### Data section

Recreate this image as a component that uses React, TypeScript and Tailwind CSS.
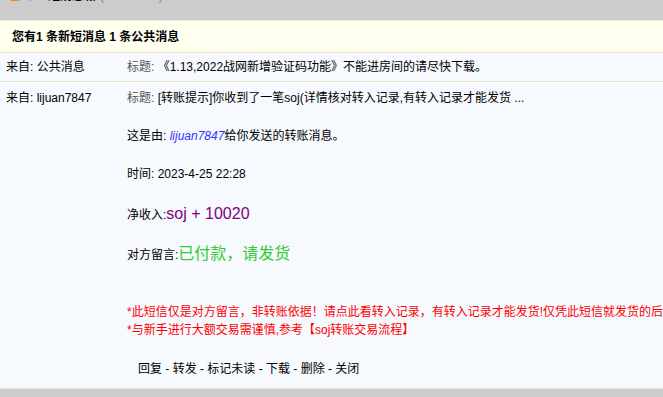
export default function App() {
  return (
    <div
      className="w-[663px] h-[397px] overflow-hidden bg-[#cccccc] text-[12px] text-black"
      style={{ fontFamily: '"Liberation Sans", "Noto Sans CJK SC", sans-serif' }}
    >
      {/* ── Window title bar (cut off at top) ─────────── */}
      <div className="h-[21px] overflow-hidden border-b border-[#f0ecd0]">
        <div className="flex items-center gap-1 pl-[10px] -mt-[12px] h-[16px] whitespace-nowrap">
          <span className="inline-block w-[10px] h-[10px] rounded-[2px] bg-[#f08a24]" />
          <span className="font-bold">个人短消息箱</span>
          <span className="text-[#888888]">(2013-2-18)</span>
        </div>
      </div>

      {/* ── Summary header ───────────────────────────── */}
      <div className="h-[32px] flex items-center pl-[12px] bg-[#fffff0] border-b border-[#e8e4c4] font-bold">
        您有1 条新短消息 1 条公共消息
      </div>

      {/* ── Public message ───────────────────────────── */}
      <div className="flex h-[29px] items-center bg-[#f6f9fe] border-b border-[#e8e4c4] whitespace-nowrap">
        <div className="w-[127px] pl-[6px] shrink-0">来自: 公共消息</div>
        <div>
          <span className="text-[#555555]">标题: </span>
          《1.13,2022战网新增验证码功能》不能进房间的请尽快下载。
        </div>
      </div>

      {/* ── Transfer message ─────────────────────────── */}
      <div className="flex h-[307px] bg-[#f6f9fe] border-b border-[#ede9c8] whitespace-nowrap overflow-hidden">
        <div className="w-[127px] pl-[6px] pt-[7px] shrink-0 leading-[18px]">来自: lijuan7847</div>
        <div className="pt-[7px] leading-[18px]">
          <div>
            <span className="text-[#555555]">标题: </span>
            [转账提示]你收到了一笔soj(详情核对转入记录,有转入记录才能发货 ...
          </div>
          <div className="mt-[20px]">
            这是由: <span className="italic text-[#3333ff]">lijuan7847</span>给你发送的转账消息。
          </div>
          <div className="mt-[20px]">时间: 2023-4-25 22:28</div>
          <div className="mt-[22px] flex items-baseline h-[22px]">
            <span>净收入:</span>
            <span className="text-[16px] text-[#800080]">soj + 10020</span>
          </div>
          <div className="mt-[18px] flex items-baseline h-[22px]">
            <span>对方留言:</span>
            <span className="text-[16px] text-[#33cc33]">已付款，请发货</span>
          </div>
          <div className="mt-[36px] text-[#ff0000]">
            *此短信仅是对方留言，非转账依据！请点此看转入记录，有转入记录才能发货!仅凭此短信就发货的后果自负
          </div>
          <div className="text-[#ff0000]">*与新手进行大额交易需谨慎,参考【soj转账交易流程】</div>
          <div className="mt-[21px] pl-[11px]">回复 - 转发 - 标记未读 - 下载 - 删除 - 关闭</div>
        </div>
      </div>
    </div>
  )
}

### Exercise objective
Repeat the listing verbatim. Skip the pictures.

### Reply
Recreate this image as a component that uses React, TypeScript and Tailwind CSS.
export default function App() {
  return (
    <div
      className="w-[663px] h-[397px] overflow-hidden bg-[#cccccc] text-[12px] text-black"
      style={{ fontFamily: '"Liberation Sans", "Noto Sans CJK SC", sans-serif' }}
    >
      {/* ── Window title bar (cut off at top) ─────────── */}
      <div className="h-[21px] overflow-hidden border-b border-[#f0ecd0]">
        <div className="flex items-center gap-1 pl-[10px] -mt-[12px] h-[16px] whitespace-nowrap">
          <span className="inline-block w-[10px] h-[10px] rounded-[2px] bg-[#f08a24]" />
          <span className="font-bold">个人短消息箱</span>
          <span className="text-[#888888]">(2013-2-18)</span>
        </div>
      </div>

      {/* ── Summary header ───────────────────────────── */}
      <div className="h-[32px] flex items-center pl-[12px] bg-[#fffff0] border-b border-[#e8e4c4] font-bold">
        您有1 条新短消息 1 条公共消息
      </div>

      {/* ── Public message ───────────────────────────── */}
      <div className="flex h-[29px] items-center bg-[#f6f9fe] border-b border-[#e8e4c4] whitespace-nowrap">
        <div className="w-[127px] pl-[6px] shrink-0">来自: 公共消息</div>
        <div>
          <span className="text-[#555555]">标题: </span>
          《1.13,2022战网新增验证码功能》不能进房间的请尽快下载。
        </div>
      </div>

      {/* ── Transfer message ─────────────────────────── */}
      <div className="flex h-[307px] bg-[#f6f9fe] border-b border-[#ede9c8] whitespace-nowrap overflow-hidden">
        <div className="w-[127px] pl-[6px] pt-[7px] shrink-0 leading-[18px]">来自: lijuan7847</div>
        <div className="pt-[7px] leading-[18px]">
          <div>
            <span className="text-[#555555]">标题: </span>
            [转账提示]你收到了一笔soj(详情核对转入记录,有转入记录才能发货 ...
          </div>
          <div className="mt-[20px]">
            这是由: <span className="italic text-[#3333ff]">lijuan7847</span>给你发送的转账消息。
          </div>
          <div className="mt-[20px]">时间: 2023-4-25 22:28</div>
          <div className="mt-[22px] flex items-baseline h-[22px]">
            <span>净收入:</span>
            <span className="text-[16px] text-[#800080]">soj + 10020</span>
          </div>
          <div className="mt-[18px] flex items-baseline h-[22px]">
            <span>对方留言:</span>
            <span className="text-[16px] text-[#33cc33]">已付款，请发货</span>
          </div>
          <div className="mt-[36px] text-[#ff0000]">
            *此短信仅是对方留言，非转账依据！请点此看转入记录，有转入记录才能发货!仅凭此短信就发货的后果自负
          </div>
          <div className="text-[#ff0000]">*与新手进行大额交易需谨慎,参考【soj转账交易流程】</div>
          <div className="mt-[21px] pl-[11px]">回复 - 转发 - 标记未读 - 下载 - 删除 - 关闭</div>
        </div>
      </div>
    </div>
  )
}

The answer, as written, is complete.